If Leonard was merely great instead of otherworldly, the Spurs lose. If Danny Green doesn’t score a season-high 16, including two money threes in the fourth quarter, they lose. If Davis Bertans shoots like Davis Love III –seriously about the only thing the bench did right all game was pass it to the young Latvian—they lose. But they all happened to be nuclear tonight and the Hornets, playing defense that was by no means air-tight but not slipshod enough to warrant surrendering 119, were unlucky losers but losers all the same.
I can’t imagine Gregg Popovich was pleased by the performance. About the only fundamental thing the Spurs did well was not turn it over. Their interior defense was abysmal, especially from Pau Gasol and LaMarcus Aldridge, neither of whom were at all interested in contesting anything or moving laterally. Bertans and David Lee at least blocked a couple shots, but they too were often woefully out of position. The Spurs surrendered 56 points in the paint, 26 second chance points, allowed the Hornets to shoot 50.6 percent from the floor and 55 percent (11-of-20) from three.

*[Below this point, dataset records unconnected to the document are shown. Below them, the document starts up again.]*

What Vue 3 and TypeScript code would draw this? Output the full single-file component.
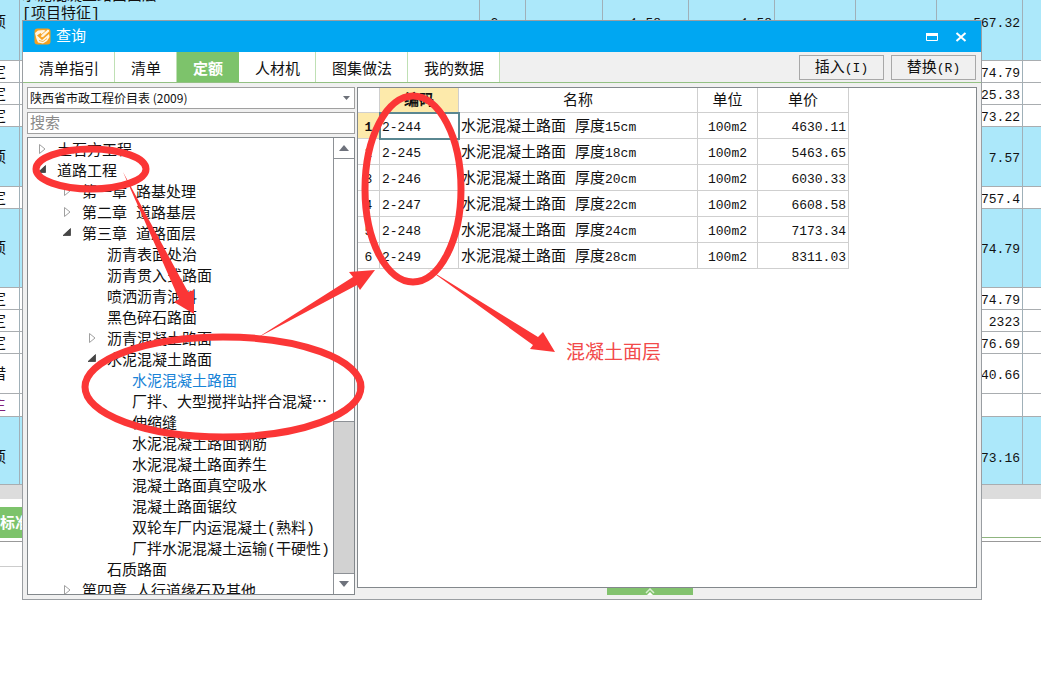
<script setup lang="ts">
import { ref } from 'vue'

interface SheetRow {
  kind: string
  height: string
  total: string
  tone?: string
}

interface TreeNode {
  label: string
  depth: number
  state?: 'open' | 'closed'
}

const sheetRows: SheetRow[] = [
  { kind: '定', height: 'h22', total: '74.79' },
  { kind: '定', height: 'h22', total: '25.33' },
  { kind: '定', height: 'h22', total: '73.22' },
  { kind: '项', height: 'h60', total: '7.57', tone: 'group' },
  { kind: '定', height: 'h22', total: '757.4' },
  { kind: '项', height: 'h79', total: '74.79', tone: 'group' },
  { kind: '定', height: 'h22', total: '74.79' },
  { kind: '定', height: 'h22', total: '2323' },
  { kind: '定', height: 'h22', total: '76.69' },
  { kind: '借', height: 'h40', total: '40.66' },
  { kind: '主', height: 'h23', total: '', tone: 'main' },
  { kind: '项', height: 'h68', total: '73.16', tone: 'group low' },
]

const tabs = ['清单指引', '清单', '定额', '人材机', '图集做法', '我的数据']
const activeTab = ref('定额')

const tree: TreeNode[] = [
  { label: '土石方工程', depth: 0, state: 'closed' },
  { label: '道路工程', depth: 0, state: 'open' },
  { label: '第一章 路基处理', depth: 1, state: 'closed' },
  { label: '第二章 道路基层', depth: 1, state: 'closed' },
  { label: '第三章 道路面层', depth: 1, state: 'open' },
  { label: '沥青表面处治', depth: 2 },
  { label: '沥青贯入式路面', depth: 2 },
  { label: '喷洒沥青油料', depth: 2 },
  { label: '黑色碎石路面', depth: 2 },
  { label: '沥青混凝土路面', depth: 2, state: 'closed' },
  { label: '水泥混凝土路面', depth: 2, state: 'open' },
  { label: '水泥混凝土路面', depth: 3 },
  { label: '厂拌、大型搅拌站拌合混凝⋯', depth: 3 },
  { label: '伸缩缝', depth: 3 },
  { label: '水泥混凝土路面钢筋', depth: 3 },
  { label: '水泥混凝土路面养生', depth: 3 },
  { label: '混凝土路面真空吸水', depth: 3 },
  { label: '混凝土路面锯纹', depth: 3 },
  { label: '双轮车厂内运混凝土(熟料)', depth: 3 },
  { label: '厂拌水泥混凝土运输(干硬性)', depth: 3 },
  { label: '石质路面', depth: 2 },
  { label: '第四章 人行道缘石及其他', depth: 1, state: 'closed' },
]
const selectedNode = ref(11)

const items = [
  { code: '2-244', size: '15cm', price: '4630.11' },
  { code: '2-245', size: '18cm', price: '5463.65' },
  { code: '2-246', size: '20cm', price: '6030.33' },
  { code: '2-247', size: '22cm', price: '6608.58' },
  { code: '2-248', size: '24cm', price: '7173.34' },
  { code: '2-249', size: '28cm', price: '8311.03' },
]
const selectedItem = ref(0)
const keyword = ref('')
</script>

<template>
  <main class="screen">
    <section class="sheet">
      <div class="row group lead">
        <div class="kind">项</div>
        <div class="desc">
          <p>水泥混凝土路面面层</p>
          <p>[项目特征]</p>
        </div>
        <div class="c-unit num">2</div>
        <div class="c-a"></div>
        <div class="c-b num">1.58</div>
        <div class="c-b num end">1.58</div>
        <div class="c-c"></div>
        <div class="c-c"></div>
        <div class="c-b num end">567.32</div>
        <div class="tail"></div>
      </div>
      <div v-for="(row, i) in sheetRows" :key="i" class="row" :class="[row.height, row.tone]">
        <div class="kind">{{ row.kind }}</div>
        <div class="wide num end">{{ row.total }}</div>
        <div class="tail"></div>
      </div>
      <div class="scroll-strip"></div>
      <div class="sheet-tabs"><button type="button">标准换算</button></div>
      <div class="sheet-foot"></div>
    </section>

    <section class="dialog" role="dialog" aria-labelledby="dialog-title">
      <header class="titlebar">
        <svg class="app-icon" viewBox="0 0 17 17" aria-hidden="true">
          <rect x="0.5" y="0.5" width="16" height="16" rx="3" fill="#f6a01e" />
          <path d="M1 5 L4 2.500 L10 2 L12 3 L8 6.500 L6.500 5 L3 7.500 L8 12 L15 6 L15.500 9 L13 13 L9 15.500 L4 14.500 L2.500 11 Z" fill="#fff6e2" />
          <path d="M7 7 L14 1 L16 3 L9 9.500 L6.500 9.500 Z" fill="#fff6e2" stroke="#f6a01e" stroke-width="0.8" />
          <path d="M5 12.500 L9 13.500 L13 10.500" fill="none" stroke="#f7b64c" stroke-width="1" />
        </svg>
        <h1 id="dialog-title">查询</h1>
        <button type="button" class="win-btn" aria-label="最大化">
          <svg viewBox="0 0 12 12"><path d="M0.5 2.5 H11.5 V9.5 H0.5 Z" fill="none" stroke="#fff" /><path d="M0 2 H12 V5 H0 Z" fill="#fff" /></svg>
        </button>
        <button type="button" class="win-btn" aria-label="关闭">
          <svg viewBox="0 0 12 12"><path d="M1.5 2 L10.5 10 M10.5 2 L1.5 10" stroke="#fff" stroke-width="2" /></svg>
        </button>
      </header>

      <nav class="toolbar">
        <button
          v-for="tab in tabs"
          :key="tab"
          type="button"
          class="tab"
          :class="{ active: tab === activeTab }"
          @click="activeTab = tab"
        >{{ tab }}</button>
        <div class="actions">
          <button type="button">插入<span class="num">(I)</span></button>
          <button type="button">替换<span class="num">(R)</span></button>
        </div>
      </nav>

      <div class="body">
        <div class="left">
          <div class="select-box">
            <select aria-label="价目表"><option>陕西省市政工程价目表 (2009)</option></select>
            <svg viewBox="0 0 7 4" aria-hidden="true"><path d="M0 0 H7 L3.5 4 Z" fill="#6c7078" /></svg>
          </div>
          <input v-model="keyword" type="text" class="search" placeholder="搜索" aria-label="搜索" />
          <div class="tree-box">
            <ul class="tree" role="tree">
              <li v-for="(node, i) in tree" :key="i" role="treeitem" :class="'d' + node.depth">
                <span class="marker">
                  <svg v-if="node.state === 'closed'" viewBox="0 0 10 12"><path d="M2.5 1.5 L8 6 L2.5 10.5 Z" fill="#fff" stroke="#a0a0a0" /></svg>
                  <svg v-else-if="node.state === 'open'" viewBox="0 0 10 12"><path d="M8.5 1.5 V8.5 H1 Z" fill="#454545" stroke="#222" stroke-width="0.6" /></svg>
                </span>
                <button type="button" :class="{ chosen: i === selectedNode }" @click="selectedNode = i">{{ node.label }}</button>
              </li>
            </ul>
            <div class="scrollbar">
              <button type="button" aria-label="向上滚动"><svg viewBox="0 0 10 6"><path d="M0 6 H10 L5 0 Z" fill="#6e727c" /></svg></button>
              <div class="thumb"></div>
              <div class="track"></div>
              <button type="button" aria-label="向下滚动"><svg viewBox="0 0 10 6"><path d="M0 0 H10 L5 6 Z" fill="#6e727c" /></svg></button>
            </div>
          </div>
        </div>

        <div class="right">
          <div class="table-box">
            <table>
              <colgroup>
                <col class="w-no" /><col class="w-code" /><col class="w-name" /><col class="w-unit" /><col class="w-price" />
              </colgroup>
              <thead>
                <tr><th></th><th class="hot">编码</th><th>名称</th><th>单位</th><th>单价</th></tr>
              </thead>
              <tbody>
                <tr v-for="(item, i) in items" :key="item.code" :class="{ current: i === selectedItem }" @click="selectedItem = i">
                  <th scope="row" class="num">{{ i + 1 }}</th>
                  <td class="num code">{{ item.code }}</td>
                  <td>水泥混凝土路面 厚度<span class="num">{{ item.size }}</span></td>
                  <td class="num mid">100m2</td>
                  <td class="num price">{{ item.price }}</td>
                </tr>
              </tbody>
            </table>
          </div>
          <button type="button" class="handle" aria-label="展开">
            <svg viewBox="0 0 10 7"><path d="M1 5 L5 1 L9 5" fill="none" stroke="#d8efd0" stroke-width="1.5" /><path d="M2 7 L5 4 L8 7 Z" fill="#fff" /></svg>
          </button>
        </div>
      </div>
    </section>

    <svg class="notes" width="1041" height="683" viewBox="0 0 1041 683">
      <g fill="none" stroke="#fb3636" stroke-width="7">
        <ellipse cx="91" cy="169" rx="55" ry="20" />
        <ellipse cx="413" cy="189" rx="48" ry="93" />
        <ellipse cx="223" cy="387" rx="138" ry="50" />
      </g>
      <g fill="#fb3636">
        <path d="M123 172 L188 292 L194 290 L194 314 L174 302 L179 299 Z" />
        <path d="M257 338 L353 277 L349 272 L375 270 L360 290 L357 285 Z" />
        <path d="M428 269 L538 337 L543 332 L555 352 L530 349 L533 345 Z" />
      </g>
      <text x="566" y="359">混凝土面层</text>
    </svg>
  </main>
</template>

<style>
body {
  margin: 0;
  background: #fff;
}
</style>

<style scoped>
.screen {
  position: relative;
  min-height: 683px;
  overflow: hidden;
  font: 15px/20px "Liberation Mono", "Noto Sans CJK SC", monospace;
  color: #111;
}
.screen * {
  box-sizing: border-box;
}
button,
input,
select {
  font: inherit;
  color: inherit;
  margin: 0;
  padding: 0;
  border: 0;
  border-radius: 0;
  background: none;
}
.num {
  font-family: "Liberation Mono", monospace;
  font-size: 13px;
}

/* Sheet behind the dialog */
.sheet {
  margin-top: -16px;
}
.row {
  display: flex;
  border-bottom: 1px solid #a9adb0;
  background: #fff;
}
.row > div {
  flex: none;
  display: flex;
  align-items: center;
  justify-content: center;
  padding-top: 4px;
  border-right: 1px solid #a0b0b8;
}
.row > .kind {
  width: 20px;
  justify-content: flex-end;
  padding-right: 13px;
}
.row > .end {
  justify-content: flex-end;
  padding-right: 2px;
}
.row > .desc {
  width: 460px;
  display: block;
  padding: 4px 0 0 2px;
}
.desc p {
  margin: 0;
  line-height: 18px;
}
.row > .c-unit { width: 46px; padding-right: 16px; }
.row > .c-a { width: 77px; }
.row > .c-b { width: 86px; }
.row > .c-c { width: 81px; }
.row > .wide { width: 1003px; }
.row > .tail {
  flex: 1;
  border-right: 0;
}
.group { background: #ace8fa; }
.main .kind { color: #80207a; }
.low > div { padding-top: 16px; }
.lead { height: 77px; }
.h22 { height: 22px; }
.h23 { height: 23px; }
.h40 { height: 40px; }
.h60 { height: 60px; }
.h68 { height: 68px; }
.h79 { height: 79px; }
.scroll-strip {
  height: 14px;
  background: #dcdcdc;
}
.sheet-tabs {
  padding-top: 8px;
  height: 39px;
  border-bottom: 1px solid #8fb57f;
}
.sheet-tabs button {
  height: 31px;
  padding-top: 4px;
  background: #7dc36b;
  color: #fff;
  font-weight: bold;
}
.sheet-foot {
  display: flex;
  height: 26px;
  margin-top: 3px;
  border-top: 1px solid #999;
}
.sheet-foot::after {
  content: "";
  width: 22px;
  border-bottom: 1px solid #ccc;
}

/* Dialog window */
.dialog {
  position: absolute;
  left: 22px;
  right: 59px;
  top: 20px;
  border: 1px solid #9a9ea2;
  background: #f0f0f0;
}
.titlebar {
  display: flex;
  align-items: center;
  height: 31px;
  padding: 0 14px 0 11px;
  background: #00a7f2;
  color: #fff;
}
.app-icon {
  width: 17px;
  height: 17px;
  margin-right: 5px;
}
h1 {
  flex: 1;
  margin: 0;
  padding-top: 3px;
  font-size: 15px;
  font-weight: normal;
}
.win-btn {
  display: flex;
  margin-left: 17px;
}
.win-btn svg {
  width: 12px;
  height: 12px;
}
.toolbar {
  display: flex;
  height: 31px;
  border-bottom: 1px solid #93c083;
}
.tab {
  padding: 7px 15px 0 16px;
  background: #fff;
  border-right: 1px solid #bfe0b4;
}
.tab.active {
  background: #7dc36b;
  border-color: #7dc36b;
  color: #fff;
  font-weight: bold;
}
.actions {
  display: flex;
  align-items: center;
  gap: 7px;
  margin-left: auto;
  padding-right: 5px;
}
.actions button {
  width: 85px;
  height: 25px;
  padding-top: 3px;
  border: 1px solid #a8a8a8;
}
.body {
  display: flex;
  gap: 2px;
  padding: 4px;
}
.left {
  flex: none;
  width: 328px;
  display: flex;
  flex-direction: column;
  gap: 3px;
}
.select-box {
  display: flex;
  align-items: center;
  height: 22px;
  border: 1px solid #a0a0a0;
  background: #fff;
}
.select-box select {
  flex: 1;
  appearance: none;
  height: 20px;
  padding-left: 2px;
  font-family: "Noto Sans CJK SC", sans-serif;
  font-size: 12px;
}
.select-box svg {
  width: 7px;
  height: 4px;
  margin-right: 4px;
}
.search {
  height: 22px;
  padding: 3px 0 0 2px;
  border: 1px solid #a0a0a0;
  background: #fff;
}
.search::placeholder {
  color: #8a8a8a;
  opacity: 1;
}
.tree-box {
  display: flex;
  height: 458px;
  border: 1px solid #83888c;
  background: #fff;
}
.tree {
  flex: 1;
  min-width: 0;
  margin: 0;
  padding: 1px 0 0;
  overflow: hidden;
  list-style: none;
}
.tree li {
  display: flex;
  align-items: center;
  height: 21px;
  white-space: nowrap;
}
.tree button {
  padding-top: 4px;
  line-height: 17px;
}
.tree .chosen {
  color: #1883d7;
}
.marker {
  display: flex;
  flex: none;
  width: 20px;
  height: 14px;
}
.marker svg {
  width: 10px;
  height: 12px;
}
.d0 { padding-left: 9px; }
.d1 { padding-left: 34px; }
.d2 { padding-left: 59px; }
.d3 { padding-left: 84px; }
.scrollbar {
  flex: none;
  display: flex;
  flex-direction: column;
  width: 21px;
  border-left: 1px solid #8d9196;
}
.scrollbar button {
  flex: none;
  display: flex;
  align-items: center;
  justify-content: center;
  height: 21px;
  border: 1px solid #8d9196;
  border-width: 0 0 1px;
}
.scrollbar button:last-child {
  border-width: 1px 0 0;
}
.scrollbar svg {
  width: 10px;
  height: 6px;
}
.thumb {
  flex: 263;
  border-bottom: 1px solid #8d9196;
}
.track {
  flex: 151;
  background: #d2d2d2;
}
.right {
  flex: 1;
  min-width: 0;
}
.table-box {
  height: 501px;
  border: 1px solid #83888c;
  background: #fff;
}
table {
  width: 491px;
  table-layout: fixed;
  border-collapse: separate;
  border-spacing: 0;
}
.w-no { width: 22px; }
.w-code { width: 79px; }
.w-name { width: 239px; }
.w-unit { width: 60px; }
.w-price { width: 91px; }
th,
td {
  height: 26px;
  padding: 4px 2px 0;
  border: 1px solid #cfcfcf;
  border-width: 0 1px 1px 0;
  font-weight: normal;
  text-align: left;
  white-space: nowrap;
  line-height: 20px;
}
th {
  text-align: center;
}
thead th {
  height: 25px;
}
.hot,
.current th {
  background: #fdeaab;
  font-weight: bold;
}
.current .code {
  outline: 2px solid #5a8791;
  outline-offset: -1px;
}
.mid {
  text-align: center;
}
.price {
  text-align: right;
}
.handle {
  display: flex;
  justify-content: center;
  width: 86px;
  height: 7px;
  margin-left: 250px;
  background: #82c26e;
}
.handle svg {
  width: 10px;
  height: 7px;
}

/* Hand-drawn marks over the window */
.notes {
  position: absolute;
  left: 0;
  top: 0;
  pointer-events: none;
}
.notes text {
  font-family: "Noto Sans CJK SC", sans-serif;
  font-size: 19px;
  fill: #f24a4a;
}
</style>
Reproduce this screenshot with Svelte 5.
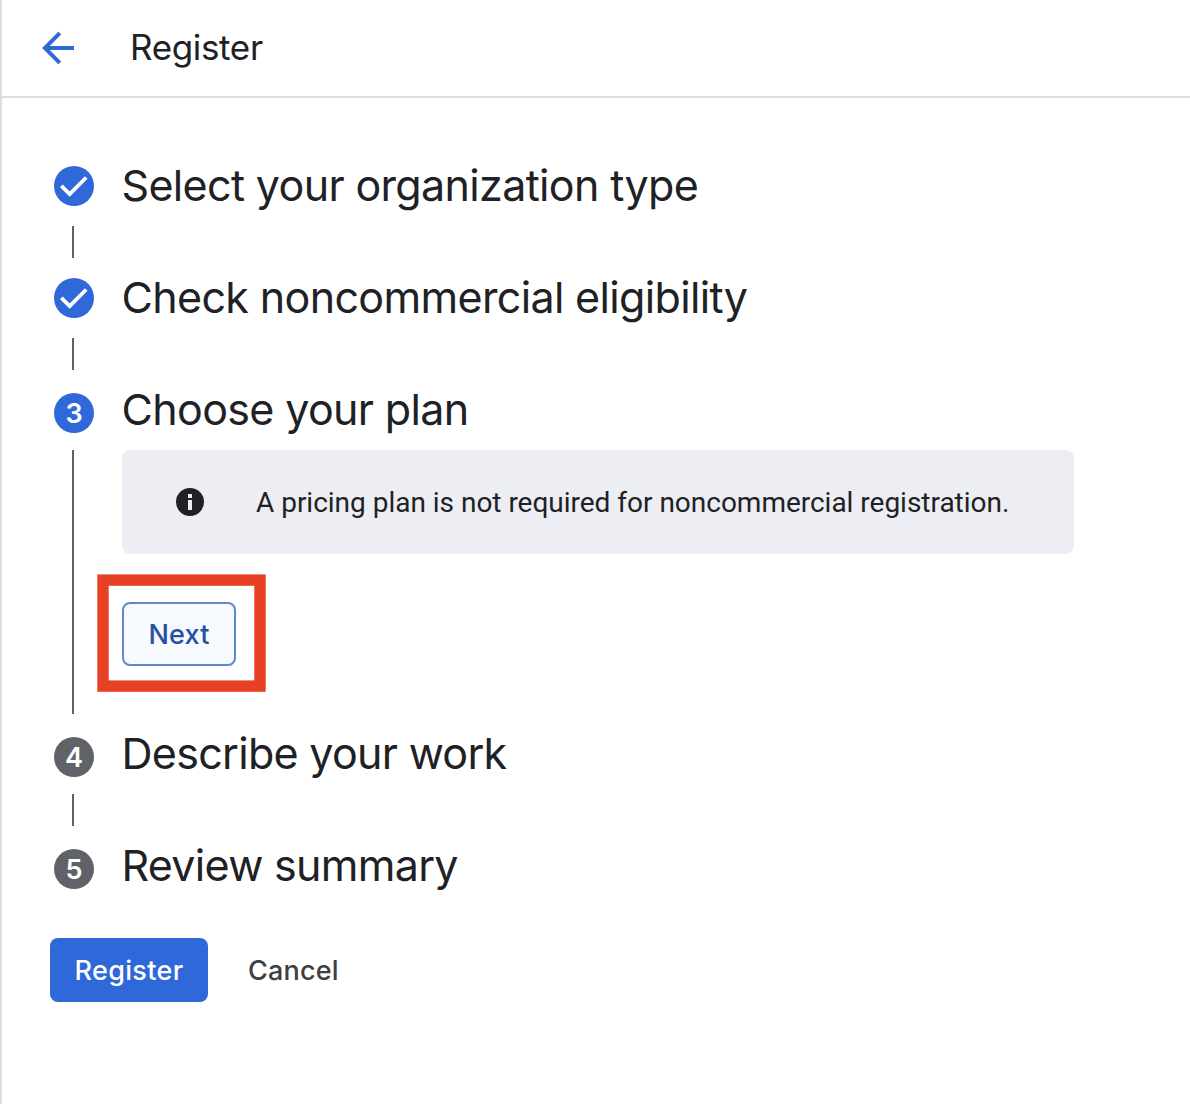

If you’ve been wondering why Leonard’s defensive numbers look so bad so far this season (a 106.0 Defensive Rating, worst of any rotation player on the club except Tony Parker) look no further than this game for evidence. He’s going haywire playing alongside three mediocre or worse defenders all the time, including all the bigs, none of whom protect the basket. Leonard’s anticipating the others’ mistakes, trying to cover for everyone, and in turn he’s getting sucked in and leaving shooters open or losing guys on backdoor cuts with his attention elsewhere. It’s safe to say he misses Tim Duncan more than anyone on the roster, but alas The Golden God isn’t coming back, so he’ll have to settle for welcoming Dewayne Dedmon back.
That’s going to be a dilemma in its own right, by the way. The one good thing about Dedmon’s knee sprain is that it opened up some minutes for Bertans, and the kid’s made the most of it, showing a sniper’s range and impressive hops. Lee’s playing well enough offensively so I don’t think his rotation spot will be in peril anytime soon, but Bertans has earned minutes too. What’s a coach to do?
Well, you may have noticed that both Jonathon Simmons and Kyle Anderson have been producing next to nothing the past handful of games. Actually, pretty much all season in Anderson’s case. Simmons does create some for others –I was impressed with his decision making to feed Bertans on the fast break for an easy dunk rather than trying what would’ve been a contested layup—but he’s been unable to find lanes to the basket and looks oddly tentative out there lately. I’m wondering if Pop will experiment with giving Bertans some minutes at the backup three, eschewing both Simmons and Anderson altogether. It probably won’t happen. Bertans’ whole value may be his ability to space the floor as a stretch-four. But if we’re talking about who the Spurs’ ten most valuable players are right this minute, fully half of them are “bigs” as ironic as that sounds.
So it goes. A game that was 103-102 with 2:53 remaining somehow ended 119-114 in regulation. Parker, who up to that point had contributed almost nil, hit a huge three with 22.2 seconds to go and then iced the game with four freebies. The Spurs are unblemished in eight road games, tying a franchise record. They looked more like the Warriors in winning tonight than the Spurs, and while that wasn’t meant to be a compliment, they’re pretty good too. I’ll take them playing badly in a win any day over them playing well in a loss, and maybe that’s the best takeaway we can have about the Spurs: I’m not sure they can play well and lose.
Up Next: Friday, at Boston Celtics (9-6)
The Spurs road streak will be soundly tested at Boston, winners of three straight and of the best clubs the East has to offer. They destroyed the Nets Wednesday. They struggled earlier in the year with Al Horford and Jae Crowder missing time due to injuries, but they’ve both returned and are working their way back to form. Isaiah Thomas isn’t shooting very well overall, but he’s getting to the line a lot and Avery Bradley’s been very good for them. They’re deep and will be scary good once everything clicks. The Spurs might be catching them at the right time, though I’m curious what the rotation will be like on the front end of a back-to-back. I’m thinking Gasol and Manu Ginobili will be sitting out one of these next two, and they’ve both looked fatigued of late.